## WORKING DATA

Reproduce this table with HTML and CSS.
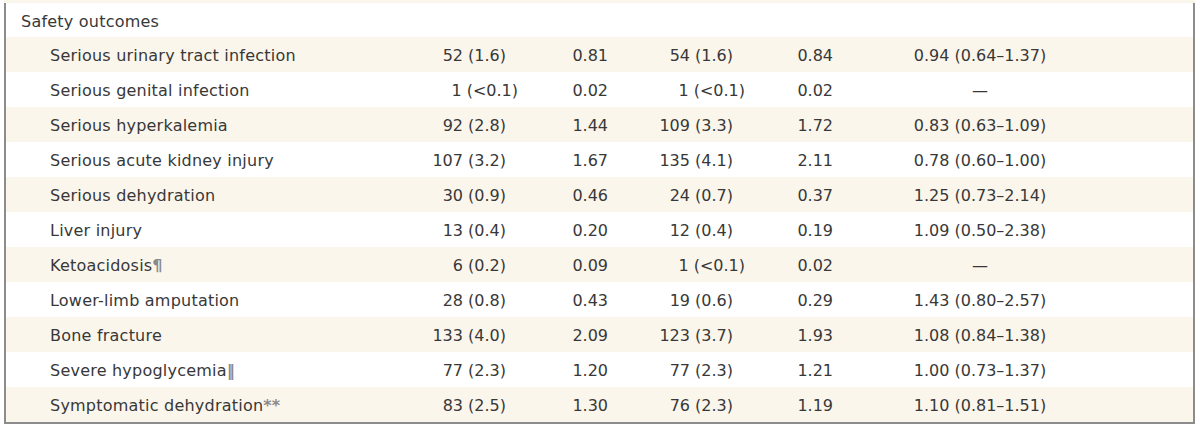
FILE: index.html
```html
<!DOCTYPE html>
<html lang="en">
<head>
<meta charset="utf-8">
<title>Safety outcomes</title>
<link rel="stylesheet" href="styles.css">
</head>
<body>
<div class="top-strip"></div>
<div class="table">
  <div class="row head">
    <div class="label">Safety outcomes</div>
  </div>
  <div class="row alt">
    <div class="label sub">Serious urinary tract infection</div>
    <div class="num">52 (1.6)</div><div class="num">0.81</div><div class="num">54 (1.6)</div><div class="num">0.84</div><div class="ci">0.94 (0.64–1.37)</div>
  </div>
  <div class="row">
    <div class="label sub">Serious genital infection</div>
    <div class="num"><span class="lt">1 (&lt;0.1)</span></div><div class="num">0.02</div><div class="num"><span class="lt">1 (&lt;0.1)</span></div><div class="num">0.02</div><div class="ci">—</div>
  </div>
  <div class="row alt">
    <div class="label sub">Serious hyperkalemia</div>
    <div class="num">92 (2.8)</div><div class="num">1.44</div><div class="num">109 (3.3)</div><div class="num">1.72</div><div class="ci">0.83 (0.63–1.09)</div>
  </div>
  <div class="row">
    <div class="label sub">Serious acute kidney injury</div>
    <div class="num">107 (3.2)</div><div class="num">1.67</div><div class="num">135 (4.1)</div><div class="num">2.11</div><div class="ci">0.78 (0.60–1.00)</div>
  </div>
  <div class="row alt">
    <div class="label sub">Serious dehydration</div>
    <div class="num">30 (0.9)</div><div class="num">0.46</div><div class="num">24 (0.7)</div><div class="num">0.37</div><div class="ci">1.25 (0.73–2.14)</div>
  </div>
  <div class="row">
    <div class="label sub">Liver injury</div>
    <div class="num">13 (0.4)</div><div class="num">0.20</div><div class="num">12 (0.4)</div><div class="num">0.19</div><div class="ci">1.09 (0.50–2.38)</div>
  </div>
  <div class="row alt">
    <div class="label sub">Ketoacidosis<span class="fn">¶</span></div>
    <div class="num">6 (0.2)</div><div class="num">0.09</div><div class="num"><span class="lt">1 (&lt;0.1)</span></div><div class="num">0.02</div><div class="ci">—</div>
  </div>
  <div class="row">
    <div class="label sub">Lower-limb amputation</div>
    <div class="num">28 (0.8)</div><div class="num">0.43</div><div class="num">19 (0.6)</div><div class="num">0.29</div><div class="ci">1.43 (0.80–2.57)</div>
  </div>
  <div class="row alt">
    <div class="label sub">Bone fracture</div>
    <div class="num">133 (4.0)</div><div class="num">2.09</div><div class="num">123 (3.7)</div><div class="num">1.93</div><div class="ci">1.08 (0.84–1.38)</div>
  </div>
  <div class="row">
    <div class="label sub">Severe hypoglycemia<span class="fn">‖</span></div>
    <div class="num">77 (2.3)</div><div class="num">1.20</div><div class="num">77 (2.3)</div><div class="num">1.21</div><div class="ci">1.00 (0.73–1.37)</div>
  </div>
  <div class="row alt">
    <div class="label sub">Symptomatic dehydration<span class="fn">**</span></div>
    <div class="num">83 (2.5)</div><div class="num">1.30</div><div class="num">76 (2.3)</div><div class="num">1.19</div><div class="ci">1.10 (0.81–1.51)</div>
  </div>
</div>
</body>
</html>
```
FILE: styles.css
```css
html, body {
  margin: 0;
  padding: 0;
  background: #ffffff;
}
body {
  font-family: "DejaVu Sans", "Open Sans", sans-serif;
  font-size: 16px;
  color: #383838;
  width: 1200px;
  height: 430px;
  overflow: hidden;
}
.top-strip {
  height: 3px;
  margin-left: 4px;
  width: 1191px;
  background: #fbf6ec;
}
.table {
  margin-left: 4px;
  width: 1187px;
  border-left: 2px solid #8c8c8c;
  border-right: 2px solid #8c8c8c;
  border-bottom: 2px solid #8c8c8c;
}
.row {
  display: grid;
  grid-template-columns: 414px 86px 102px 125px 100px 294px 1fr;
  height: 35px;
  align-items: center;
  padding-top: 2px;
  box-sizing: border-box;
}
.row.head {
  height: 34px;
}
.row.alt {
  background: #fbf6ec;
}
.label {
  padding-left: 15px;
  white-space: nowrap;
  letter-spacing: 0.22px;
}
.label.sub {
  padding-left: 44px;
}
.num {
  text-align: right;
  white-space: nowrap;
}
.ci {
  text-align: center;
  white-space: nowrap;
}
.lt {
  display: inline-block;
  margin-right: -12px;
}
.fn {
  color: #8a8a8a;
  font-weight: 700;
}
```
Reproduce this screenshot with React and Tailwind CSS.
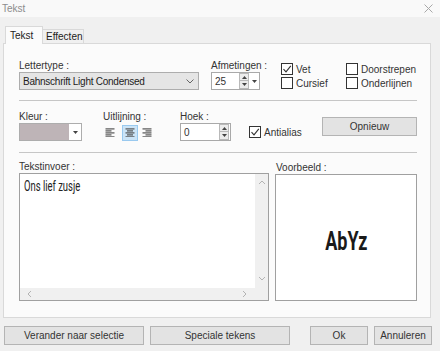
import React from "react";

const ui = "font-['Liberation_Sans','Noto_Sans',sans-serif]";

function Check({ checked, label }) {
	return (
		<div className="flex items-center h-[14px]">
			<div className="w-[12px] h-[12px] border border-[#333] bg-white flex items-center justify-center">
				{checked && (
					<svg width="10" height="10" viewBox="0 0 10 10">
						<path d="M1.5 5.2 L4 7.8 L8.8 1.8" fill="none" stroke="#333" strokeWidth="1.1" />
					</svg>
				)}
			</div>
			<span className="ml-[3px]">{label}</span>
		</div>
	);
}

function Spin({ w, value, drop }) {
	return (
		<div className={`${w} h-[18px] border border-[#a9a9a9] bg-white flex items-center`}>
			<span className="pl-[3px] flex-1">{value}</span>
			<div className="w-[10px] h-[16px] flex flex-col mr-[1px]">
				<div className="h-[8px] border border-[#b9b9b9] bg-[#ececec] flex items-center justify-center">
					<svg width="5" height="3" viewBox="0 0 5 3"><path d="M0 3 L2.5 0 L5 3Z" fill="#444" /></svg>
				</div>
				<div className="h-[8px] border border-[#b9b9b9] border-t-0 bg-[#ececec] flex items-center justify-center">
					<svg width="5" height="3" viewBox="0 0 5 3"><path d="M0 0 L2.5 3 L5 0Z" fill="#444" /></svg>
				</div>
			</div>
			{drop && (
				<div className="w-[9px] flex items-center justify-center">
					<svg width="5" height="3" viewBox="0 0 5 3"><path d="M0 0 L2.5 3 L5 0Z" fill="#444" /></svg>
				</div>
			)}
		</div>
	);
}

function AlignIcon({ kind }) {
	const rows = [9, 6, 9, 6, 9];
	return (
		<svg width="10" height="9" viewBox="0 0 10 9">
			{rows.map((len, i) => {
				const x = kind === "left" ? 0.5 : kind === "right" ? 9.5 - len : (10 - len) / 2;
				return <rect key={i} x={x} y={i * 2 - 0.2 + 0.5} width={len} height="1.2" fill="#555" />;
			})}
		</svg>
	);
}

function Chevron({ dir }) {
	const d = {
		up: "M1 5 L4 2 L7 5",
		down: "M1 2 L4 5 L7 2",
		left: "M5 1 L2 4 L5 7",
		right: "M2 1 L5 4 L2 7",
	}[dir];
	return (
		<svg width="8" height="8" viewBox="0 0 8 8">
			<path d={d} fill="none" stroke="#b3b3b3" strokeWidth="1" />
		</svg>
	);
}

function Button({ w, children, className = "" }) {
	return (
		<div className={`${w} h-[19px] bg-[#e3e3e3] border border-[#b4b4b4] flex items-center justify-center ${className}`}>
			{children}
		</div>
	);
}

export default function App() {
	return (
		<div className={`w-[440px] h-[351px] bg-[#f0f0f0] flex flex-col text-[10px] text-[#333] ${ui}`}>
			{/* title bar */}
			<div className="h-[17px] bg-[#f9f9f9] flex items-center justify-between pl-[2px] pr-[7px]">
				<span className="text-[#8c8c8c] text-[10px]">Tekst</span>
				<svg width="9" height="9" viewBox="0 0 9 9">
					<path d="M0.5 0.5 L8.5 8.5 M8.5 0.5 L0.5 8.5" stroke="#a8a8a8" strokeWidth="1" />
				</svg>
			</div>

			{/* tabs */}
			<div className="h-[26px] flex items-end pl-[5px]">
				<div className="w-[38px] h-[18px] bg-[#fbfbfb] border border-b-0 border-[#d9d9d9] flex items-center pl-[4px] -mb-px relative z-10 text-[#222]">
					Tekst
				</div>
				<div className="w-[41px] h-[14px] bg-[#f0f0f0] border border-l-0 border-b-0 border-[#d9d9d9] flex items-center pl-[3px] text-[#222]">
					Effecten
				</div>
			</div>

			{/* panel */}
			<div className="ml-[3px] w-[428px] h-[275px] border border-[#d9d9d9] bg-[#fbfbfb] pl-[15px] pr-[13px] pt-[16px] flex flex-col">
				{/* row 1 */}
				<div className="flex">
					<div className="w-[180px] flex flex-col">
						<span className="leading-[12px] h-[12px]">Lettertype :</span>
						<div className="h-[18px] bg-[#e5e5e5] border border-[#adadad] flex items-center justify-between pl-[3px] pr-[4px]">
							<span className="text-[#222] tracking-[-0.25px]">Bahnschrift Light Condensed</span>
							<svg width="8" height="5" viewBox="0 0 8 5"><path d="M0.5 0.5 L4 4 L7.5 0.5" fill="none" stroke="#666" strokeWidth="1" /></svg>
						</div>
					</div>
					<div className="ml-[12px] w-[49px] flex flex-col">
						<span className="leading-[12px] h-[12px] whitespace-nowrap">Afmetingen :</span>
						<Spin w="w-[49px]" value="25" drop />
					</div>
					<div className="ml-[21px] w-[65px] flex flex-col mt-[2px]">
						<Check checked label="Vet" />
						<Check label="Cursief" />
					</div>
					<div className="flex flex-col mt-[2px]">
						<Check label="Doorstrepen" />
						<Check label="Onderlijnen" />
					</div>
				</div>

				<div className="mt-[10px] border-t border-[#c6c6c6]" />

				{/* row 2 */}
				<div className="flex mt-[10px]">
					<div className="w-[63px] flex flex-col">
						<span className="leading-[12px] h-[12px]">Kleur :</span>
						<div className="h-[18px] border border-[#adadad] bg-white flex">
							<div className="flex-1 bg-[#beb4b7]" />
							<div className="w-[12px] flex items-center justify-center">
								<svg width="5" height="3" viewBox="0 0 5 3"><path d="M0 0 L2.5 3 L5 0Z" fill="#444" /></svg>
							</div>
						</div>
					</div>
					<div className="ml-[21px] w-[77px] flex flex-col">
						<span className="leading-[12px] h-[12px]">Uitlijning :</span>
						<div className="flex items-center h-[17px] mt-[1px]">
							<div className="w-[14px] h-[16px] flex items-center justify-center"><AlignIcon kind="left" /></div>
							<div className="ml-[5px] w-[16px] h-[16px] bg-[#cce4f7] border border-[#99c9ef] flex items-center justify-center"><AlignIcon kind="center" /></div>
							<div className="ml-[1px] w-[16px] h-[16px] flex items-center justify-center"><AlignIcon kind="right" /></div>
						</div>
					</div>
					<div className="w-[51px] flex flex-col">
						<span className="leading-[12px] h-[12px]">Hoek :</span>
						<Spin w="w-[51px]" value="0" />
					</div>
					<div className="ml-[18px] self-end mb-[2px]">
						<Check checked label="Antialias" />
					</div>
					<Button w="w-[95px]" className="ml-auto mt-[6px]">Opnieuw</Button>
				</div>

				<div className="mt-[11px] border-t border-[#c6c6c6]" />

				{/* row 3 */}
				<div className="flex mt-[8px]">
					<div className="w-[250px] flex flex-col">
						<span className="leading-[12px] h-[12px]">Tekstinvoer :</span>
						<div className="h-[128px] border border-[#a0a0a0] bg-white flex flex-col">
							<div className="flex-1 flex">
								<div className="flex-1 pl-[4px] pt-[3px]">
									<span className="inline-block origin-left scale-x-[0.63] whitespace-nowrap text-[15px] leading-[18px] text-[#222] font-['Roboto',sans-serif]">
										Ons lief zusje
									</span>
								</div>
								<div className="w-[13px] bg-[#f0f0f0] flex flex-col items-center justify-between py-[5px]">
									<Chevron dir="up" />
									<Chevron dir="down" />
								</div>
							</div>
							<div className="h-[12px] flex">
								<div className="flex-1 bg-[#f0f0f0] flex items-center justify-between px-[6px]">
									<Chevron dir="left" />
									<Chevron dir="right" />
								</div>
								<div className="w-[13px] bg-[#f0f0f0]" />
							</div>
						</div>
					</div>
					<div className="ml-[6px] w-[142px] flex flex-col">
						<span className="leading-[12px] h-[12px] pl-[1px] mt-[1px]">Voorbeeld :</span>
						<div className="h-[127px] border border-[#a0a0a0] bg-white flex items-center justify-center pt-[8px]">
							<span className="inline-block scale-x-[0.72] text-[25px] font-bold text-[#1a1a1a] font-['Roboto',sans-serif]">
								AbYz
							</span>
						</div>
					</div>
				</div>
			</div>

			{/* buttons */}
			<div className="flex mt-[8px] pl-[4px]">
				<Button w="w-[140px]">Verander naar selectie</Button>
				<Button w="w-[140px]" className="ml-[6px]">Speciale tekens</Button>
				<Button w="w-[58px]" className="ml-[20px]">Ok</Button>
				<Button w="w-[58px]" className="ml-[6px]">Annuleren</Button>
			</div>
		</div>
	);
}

## BRIEF
List all lines from the entries that include the word "with".

## EXERCISE OUTPUT
Reproduce this table with HTML and CSS.
Reproduce this screenshot with React and Tailwind CSS.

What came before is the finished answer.